Alex Scott: Got it. And in terms of a follow-up, I wanted to ask you about Casualty Reinsurance and just your comfort with the price adequacy of the quota-share commissions and so forth. We heard that there was some negativity coming out of Monte Carlo from some of the European reinsurers. What’s your perspective on some of the social inflation concerns and how well that’s being captured in price and willingness to grow in some of those areas?
James Williamson: Sure, Alex. It’s Jim again. So as you say, I mean, this issue is clearly on the minds of the market, and it’s been much discussed, including by Everest with our customers at both Monte-Carlo and CIAB. I think to fully understand our view of the market and what happens next, you really have to understand the context of how we built our book of business. We’ve been incredibly deliberate and focused on managing the market cycle, and growing with the best-in-class cedents around the world, right? So we timed it correctly. We grew after the market began to harden. In 2019, we grew with best-in-class underwriters. We did not write the entire market. And I think some market participants did do that, and their results and their market commentary reflects that error.
And you also may have heard recently if you expressed, I think, that reinsurers have been slow to recognize the changes that are happening around social inflation and the other trends you mentioned. I mean that is absolutely not the case with Everest. You would have seen our approach over the last 3-plus years. We’ve been very decisive on the reserve front. We’ve been prudent in our loss picks and which we’ve maintained by the way, even though pricing over the last couple of years has exceeded our expectations. We’ve been updating our trend factors on a frequent basis. So we are staying very much close to these trends and staying on top of them. So today, we are sitting here with a very strong book with the best underwriters in the market. And those underwriters are not sitting by idly waiting for bad things to happen, which, by the way, is why we are starting to see signs of some reacceleration of rate taking among many of our clients, they’re managing this closely.

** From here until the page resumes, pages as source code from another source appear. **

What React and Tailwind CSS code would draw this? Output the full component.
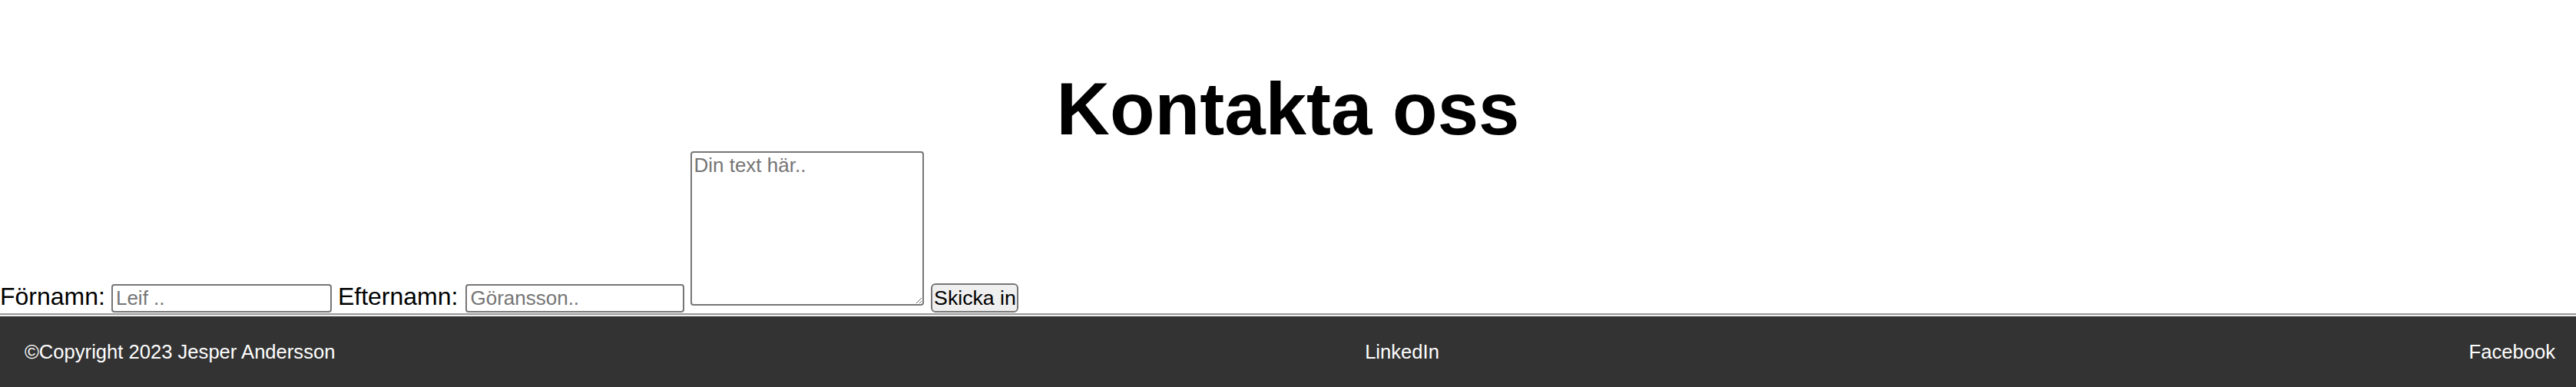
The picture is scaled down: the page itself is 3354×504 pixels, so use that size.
export default function App() {
  return (
    <div className="w-full min-h-[504px] flex flex-col bg-white text-black font-['Liberation_Sans',Arial,sans-serif]">
      <h1 className="mt-[87px] text-center text-[96px] leading-[110px] font-bold">Kontakta oss</h1>
      <form
        className="flex items-end h-[211px]"
        onSubmit={(e) => e.preventDefault()}
      >
        <label htmlFor="fn" className="text-[32px] leading-[37px] mb-[3px] whitespace-nowrap">Förnamn:</label>
        <input
          id="fn"
          type="text"
          placeholder="Leif .."
          className="ml-[8px] mb-[1px] w-[287px] h-[37px] border-2 border-[#767676] rounded-[4px] px-[4px] text-[26px] placeholder:text-[#757575] bg-white"
        />
        <label htmlFor="ln" className="ml-[8px] text-[32px] leading-[37px] mb-[3px] whitespace-nowrap">Efternamn:</label>
        <input
          id="ln"
          type="text"
          placeholder="Göransson.."
          className="ml-[10px] mb-[1px] w-[285px] h-[37px] border-2 border-[#767676] rounded-[4px] px-[4px] text-[26px] placeholder:text-[#757575] bg-white"
        />
        <textarea
          placeholder="Din text här.."
          className="ml-[8px] mb-[10px] w-[304px] h-[201px] border-2 border-[#767676] rounded-[4px] px-[2px] py-[1px] text-[26px] leading-[30px] placeholder:text-[#757575] bg-white resize"
        />
        <button
          type="submit"
          className="ml-[9px] mb-[1px] w-[114px] h-[38px] flex items-center justify-center border-2 border-[#767676] rounded-[6px] bg-[#efefef] text-[26.67px] leading-none whitespace-nowrap"
        >
          Skicka in
        </button>
      </form>
      <div className="h-[4px] border-t-2 border-b-2 border-t-[#9a9a9a] border-b-[#eeeeee]" />
      <footer className="h-[92px] bg-[#333333] text-white text-[25.6px] flex items-center justify-between pl-[32px] pr-[27px]">
        <p>©Copyright 2023 Jesper Andersson</p>
        <a href="#" className="text-white">LinkedIn</a>
        <a href="#" className="text-white">Facebook</a>
      </footer>
    </div>
  );
}
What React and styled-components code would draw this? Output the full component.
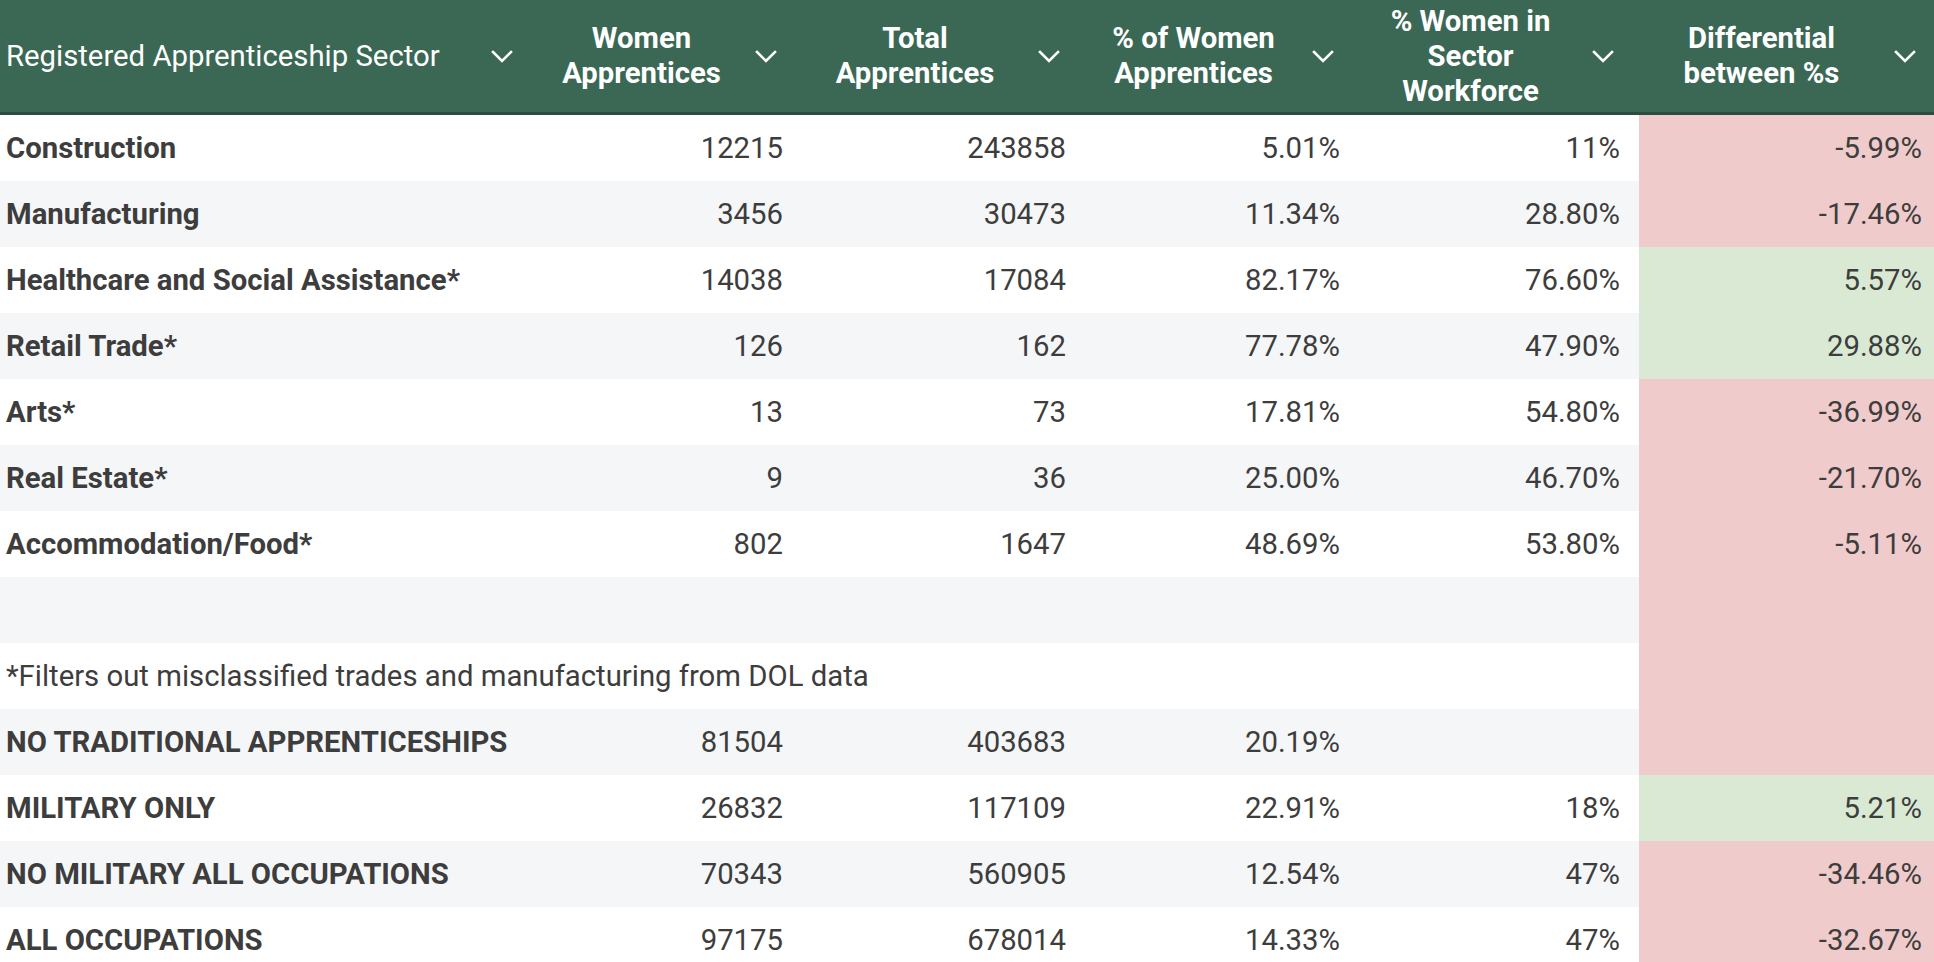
import React from "react";
import styled, { createGlobalStyle } from "styled-components";

const GlobalStyle = createGlobalStyle`
  html, body {
    margin: 0;
    padding: 0;
    overflow: hidden;
    background: #ffffff;
  }
  body {
    font-family: Roboto, "Liberation Sans", Arial, sans-serif;
  }
`;

const COLS = "538px 264px 283px 274px 280px 302px";

const Table = styled.div`
  width: 1941px;
  display: flex;
  flex-direction: column;
`;

const HeaderRow = styled.div`
  display: grid;
  grid-template-columns: ${COLS};
  height: 112px;
  background: #3b6755;
  border-bottom: 3px solid #2d4d40;
`;

const HeaderCell = styled.div`
  display: flex;
  align-items: center;
  padding: 0 25px 0 ${(p) => (p.$first ? "6px" : "12px")};
  color: #ffffff;
`;

const HeaderLabel = styled.div`
  flex: 1;
  font-size: 29.3px;
  line-height: 35px;
  font-weight: ${(p) => (p.$first ? 400 : 700)};
  text-align: ${(p) => (p.$first ? "left" : "center")};
  white-space: ${(p) => (p.$first ? "nowrap" : "normal")};
  margin-right: 22px;
`;

const Chevron = styled.svg`
  width: 22px;
  height: 13px;
  flex: none;
`;

const Row = styled.div`
  display: grid;
  grid-template-columns: ${COLS};
  height: 66px;
  background: ${(p) => (p.$alt ? "#f5f6f8" : "#ffffff")};
`;

const TONES = {
  red: "#f0cbcb",
  green: "#d9e9d4",
};

const Cell = styled.div`
  display: flex;
  align-items: center;
  justify-content: ${(p) => (p.$left ? "flex-start" : "flex-end")};
  padding: 0 19px 0 6px;
  font-size: 29.3px;
  font-weight: ${(p) => (p.$bold ? 700 : 400)};
  color: #3d3d3d;
  white-space: nowrap;
  overflow: visible;
  background: ${(p) => (p.$tone ? TONES[p.$tone] : "transparent")};
  position: relative;
  z-index: ${(p) => (p.$left ? 1 : 0)};
`;

const headers = [
  "Registered Apprenticeship Sector",
  "Women Apprentices",
  "Total Apprentices",
  "% of Women Apprentices",
  "% Women in Sector Workforce",
  "Differential between %s",
];

const rows = [
  { name: "Construction", v: ["12215", "243858", "5.01%", "11%", "-5.99%"], tone: "red" },
  { name: "Manufacturing", v: ["3456", "30473", "11.34%", "28.80%", "-17.46%"], tone: "red" },
  { name: "Healthcare and Social Assistance*", v: ["14038", "17084", "82.17%", "76.60%", "5.57%"], tone: "green" },
  { name: "Retail Trade*", v: ["126", "162", "77.78%", "47.90%", "29.88%"], tone: "green" },
  { name: "Arts*", v: ["13", "73", "17.81%", "54.80%", "-36.99%"], tone: "red" },
  { name: "Real Estate*", v: ["9", "36", "25.00%", "46.70%", "-21.70%"], tone: "red" },
  { name: "Accommodation/Food*", v: ["802", "1647", "48.69%", "53.80%", "-5.11%"], tone: "red" },
  { name: "", v: ["", "", "", "", ""], tone: "red" },
  { name: "*Filters out misclassified trades and manufacturing from DOL data", note: true, v: ["", "", "", "", ""], tone: "red" },
  { name: "NO TRADITIONAL APPRENTICESHIPS", v: ["81504", "403683", "20.19%", "", ""], tone: "red" },
  { name: "MILITARY ONLY", v: ["26832", "117109", "22.91%", "18%", "5.21%"], tone: "green" },
  { name: "NO MILITARY ALL OCCUPATIONS", v: ["70343", "560905", "12.54%", "47%", "-34.46%"], tone: "red" },
  { name: "ALL OCCUPATIONS", v: ["97175", "678014", "14.33%", "47%", "-32.67%"], tone: "red" },
];

function ChevronIcon() {
  return (
    <Chevron viewBox="0 0 22 13" fill="none">
      <polyline
        points="2,2 11,11 20,2"
        stroke="#ffffff"
        strokeWidth="2.6"
        strokeLinecap="square"
        strokeLinejoin="miter"
      />
    </Chevron>
  );
}

export default function App() {
  return (
    <>
      <GlobalStyle />
      <Table>
        <HeaderRow>
          {headers.map((h, i) => (
            <HeaderCell key={h} $first={i === 0}>
              <HeaderLabel $first={i === 0}>{h}</HeaderLabel>
              <ChevronIcon />
            </HeaderCell>
          ))}
        </HeaderRow>
        {rows.map((r, i) => (
          <Row key={i} $alt={i % 2 === 1}>
            <Cell $left $bold={!r.note}>{r.name}</Cell>
            {r.v.map((val, j) => (
              <Cell key={j} $tone={j === 4 ? r.tone : undefined}>
                {val}
              </Cell>
            ))}
          </Row>
        ))}
      </Table>
    </>
  );
}
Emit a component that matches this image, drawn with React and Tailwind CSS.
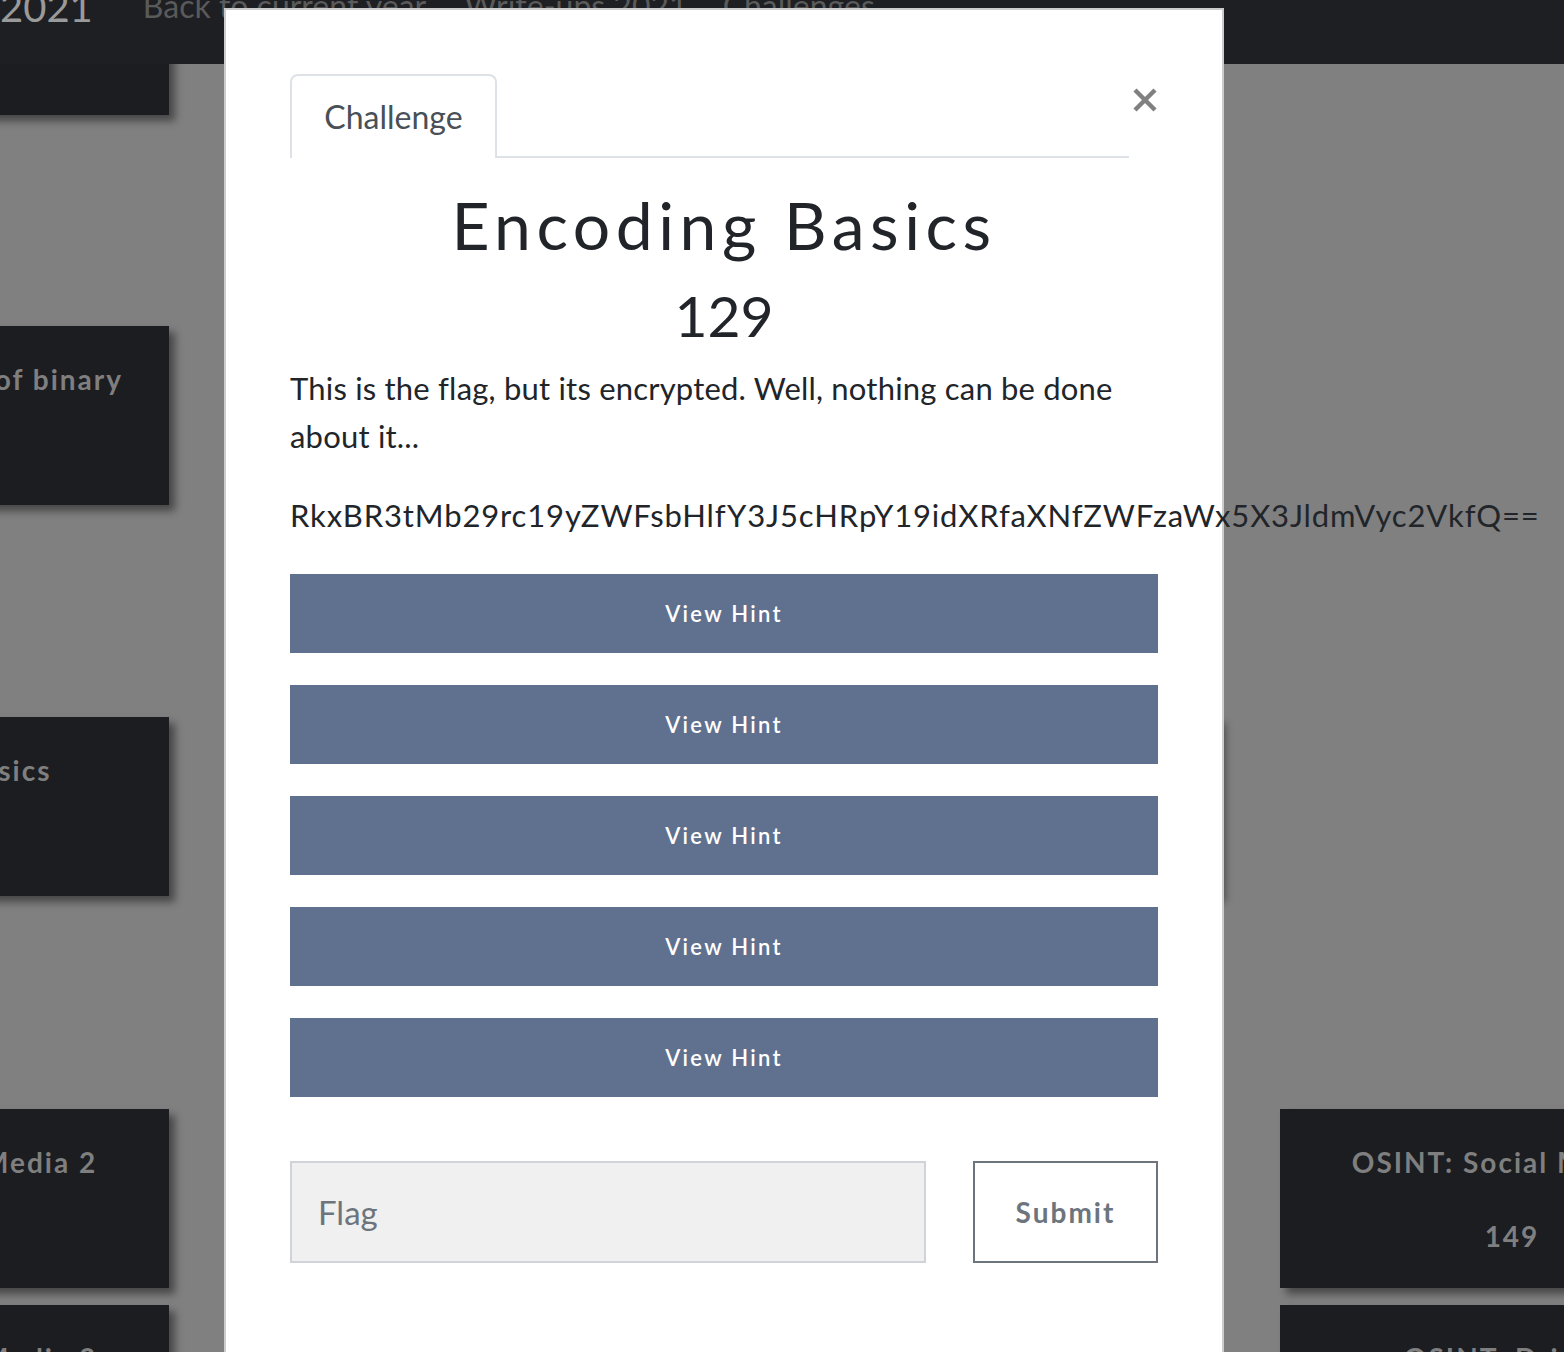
import React from 'react';

const ROWS = [
  { mt: '-mt-[64px]', cards: ['The magic world of binary', 'Hex dump', null, null] },
  { mt: 'mt-[211px]', cards: ['The magic world of binary', 'Caesar', null, null] },
  { mt: 'mt-[212px]', cards: ['Encoding Basics', 'Substitution', 'XOR Basics', null] },
  { mt: 'mt-[213px]', cards: ['OSINT: Social Media 2', 'OSINT: Social Media 3', null, 'OSINT: Social Media 1'] },
  { mt: 'mt-[17px]', cards: ['OSINT: Social Media 3', 'OSINT: Geo', null, 'OSINT: Driving'] },
];

const POINTS = ['100', '129', '149', '200'];

function Card({ title, points }) {
  if (!title) return <div className="w-[464px] h-[179px] shrink-0" />;
  return (
    <div className="w-[464px] h-[179px] shrink-0 bg-[#1c1d21] shadow-[6px_6px_8px_rgba(0,0,0,0.45)] flex flex-col items-center pt-[35px] text-[#7f7f7f] font-bold text-[28px] leading-[36px] tracking-[2px] whitespace-nowrap">
      <div>{title}</div>
      <div className="mt-[38px]">{points}</div>
    </div>
  );
}

function CloseIcon() {
  return (
    <svg width="24" height="24" viewBox="0 0 24 24" className="block">
      <path d="M2 2 L22 22 M22 2 L2 22" stroke="#808080" strokeWidth="4.5" />
    </svg>
  );
}

export default function App() {
  return (
    <div className="relative w-full h-[1352px] overflow-hidden bg-[#808080] font-[Lato,'Liberation_Sans',sans-serif]">
      {/* challenge board behind the overlay */}
      <div className="flex flex-col ml-[-295px]">
        {ROWS.map((row, i) => (
          <div key={i} className={`flex gap-[61px] ${row.mt}`}>
            {row.cards.map((c, j) => (
              <Card key={j} title={c} points={c === 'OSINT: Social Media 1' ? '149' : POINTS[(i + j) % 4]} />
            ))}
          </div>
        ))}
      </div>

      {/* navbar */}
      <div className="absolute top-0 left-0 right-0 h-[64px] bg-[#1e1f22] overflow-hidden">
        <div className="flex items-start -mt-[17px] whitespace-nowrap">
          <span className="text-[40px] leading-[48px] text-[#9a9a9a]">2021</span>
          <span className="ml-[50px] mt-[3px] text-[32px] leading-[40px] text-[#5a5a5a]">Back to current year</span>
          <span className="ml-[38px] mt-[3px] text-[32px] leading-[40px] text-[#5a5a5a]">Write-ups 2021</span>
          <span className="ml-[35px] mt-[3px] text-[32px] leading-[40px] text-[#5a5a5a]">Challenges</span>
        </div>
      </div>

      {/* modal */}
      <div className="absolute left-[224px] top-[8px] w-[1000px] h-[1420px] bg-white border-2 border-black/20 px-[64px] pt-[64px] text-[#212529]">
        <div className="flex items-start">
          <div className="flex w-[840px] border-b-2 border-[#dee2e6]">
            <div className="w-[207px] h-[84px] -mb-[2px] bg-white border-2 border-b-0 border-[#dee2e6] rounded-t-[8px] flex items-center justify-center text-[32px] text-[#495057]">
              Challenge
            </div>
          </div>
          <button className="ml-[3px] mt-[13px] w-[26px] h-[26px] flex items-center justify-center">
            <CloseIcon />
          </button>
        </div>

        <h2 className="mt-[27px] text-center text-[66px] leading-[79px] tracking-[5.5px] font-normal">Encoding Basics</h2>
        <div className="mt-[17px] text-center text-[57px] leading-[68px]">129</div>

        <p className="mt-[15px] text-[31px] leading-[48px] tracking-[0.2px]">
          This is the flag, but its encrypted. Well, nothing can be done about it...
        </p>
        <p className="mt-[31px] text-[31px] leading-[48px] tracking-[0.85px] whitespace-nowrap">
          RkxBR3tMb29rc19yZWFsbHlfY3J5cHRpY19idXRfaXNfZWFzaWx5X3JldmVyc2VkfQ==
        </p>

        <div className="mt-[35px] flex flex-col gap-[32px]">
          {[0, 1, 2, 3, 4].map((n) => (
            <button
              key={n}
              className="w-full h-[79px] bg-[#60718f] text-white text-[22px] font-semibold tracking-[2.3px]"
            >
              View Hint
            </button>
          ))}
        </div>

        <div className="mt-[64px] flex justify-between">
          <input
            placeholder="Flag"
            className="w-[636px] h-[102px] bg-[#f0f0f0] border-2 border-[#ced4da] pl-[26px] text-[33px] placeholder:text-[#6c757d] outline-none"
          />
          <button className="w-[185px] h-[102px] bg-white border-2 border-[#6c757d] text-[#6c757d] text-[28px] font-bold tracking-[2px]">
            Submit
          </button>
        </div>
      </div>
    </div>
  );
}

That said, social inflation is real. It’s a real trend that needs to be managed. And so our approach at whether it’s the January 1 renewal that’s coming up or really any renewal is to assess each deal on its merits. And we do that in a very rational way. If the deal passes muster and is delivering returns we want, we’ll write it. If it doesn’t, we are more than happy to move away from it. We have many, many options to deploy our capital, which is why diversification is so important in our business, many different ways to get to our financial goals. And so we have the flexibility to move among deals. The other point that I would make just relative to a piece of your question around ceding commissions, given all these trends, our expectation is that ceding commissions will continue to improve.
We’ve seen that movement already begin and we expect it to strengthen considerably as we move into 2024.
Alex Scott: Thanks for all the details.
James Williamson: You got it.
Operator: The next question comes from the line of Josh Shanker with Bank of America. Please go ahead.
Joshua Shanker: Yes. Thank you for taking my question. Maybe there’s no answer to this question, but obviously, the attachment points have gone up this year and the portfolio is more risk averse than it was a year ago, presumably. Given the moderate and frequent catastrophes this quarter, is there any way of putting in context what the Cat loss would have been had it happened last year instead of this year?
James Williamson: Sure, Josh, this is Jim. Well, one point I would start with, I know you’ve made a point that it was a moderate Cat quarter and I think we feel very good about our Cat loss. But this quarter, from an industry perspective was anything but moderate. I mean we tracked over 80 events around the world. You had significant hurricane activity, which fortunately because of landing points, et cetera, did not do significant damage. But the comment I would make, and as you say, it’s sort of an unanswerable question, but you’ve seen our year-to-date performance in terms of our reported Cat losses. And that’s happening against the backdrop of a year that’s likely going to be another $100 billion plus industry loss a year, which is incredible, right?
And our expectation is that if you repeated the losses of 2022, for example, our loss this year against those same events would have been meaningfully lower, and that’s because of attachment points. It’s because of portfolio management, it’s because of aggregation, it’s our underwriting discipline, it’s all those things laddering up. So we have clearly changed and improved the risk profile of the book, particularly when you’re talking about a large number of mid to large sized Cat losses.
Joshua Shanker: Okay. And then if I can get one more in. You mentioned that you’re ready to deploy the capital you raised earlier in the year at January 1. Is there any way to discuss the degree to which capital is underdeployed right now in 3Q ’23? And what the impact might be if you were fully deployed the way you want to be?
James Williamson: Yes. Sure, Josh. Jim again. Well, look, so just to kind of go back to what we said after the capital raise, our expectation was that we would begin the deployment meaningfully with the 7/1 renewal that there would be incremental opportunities through the back half of 2023, and then we would complete the deployment at the January 1 renewal. So, we have done exactly that. We’ve begun the process of deployment. We had a really strong 7/1. The back half of the year after 7/1 gets quieter, but there’s been some nice deal activity both at the renewal periods as well as on a private placement basis. And based on the conversations we’ve had with our cedents, we see a very strong path to completing the deployment. We really have no concerns around that. So I’m not going to speculate on, well, what if I just sort of deploy all the capital at 7/1. But what I can say is the path to completing that process, as we described, is incredibly clear.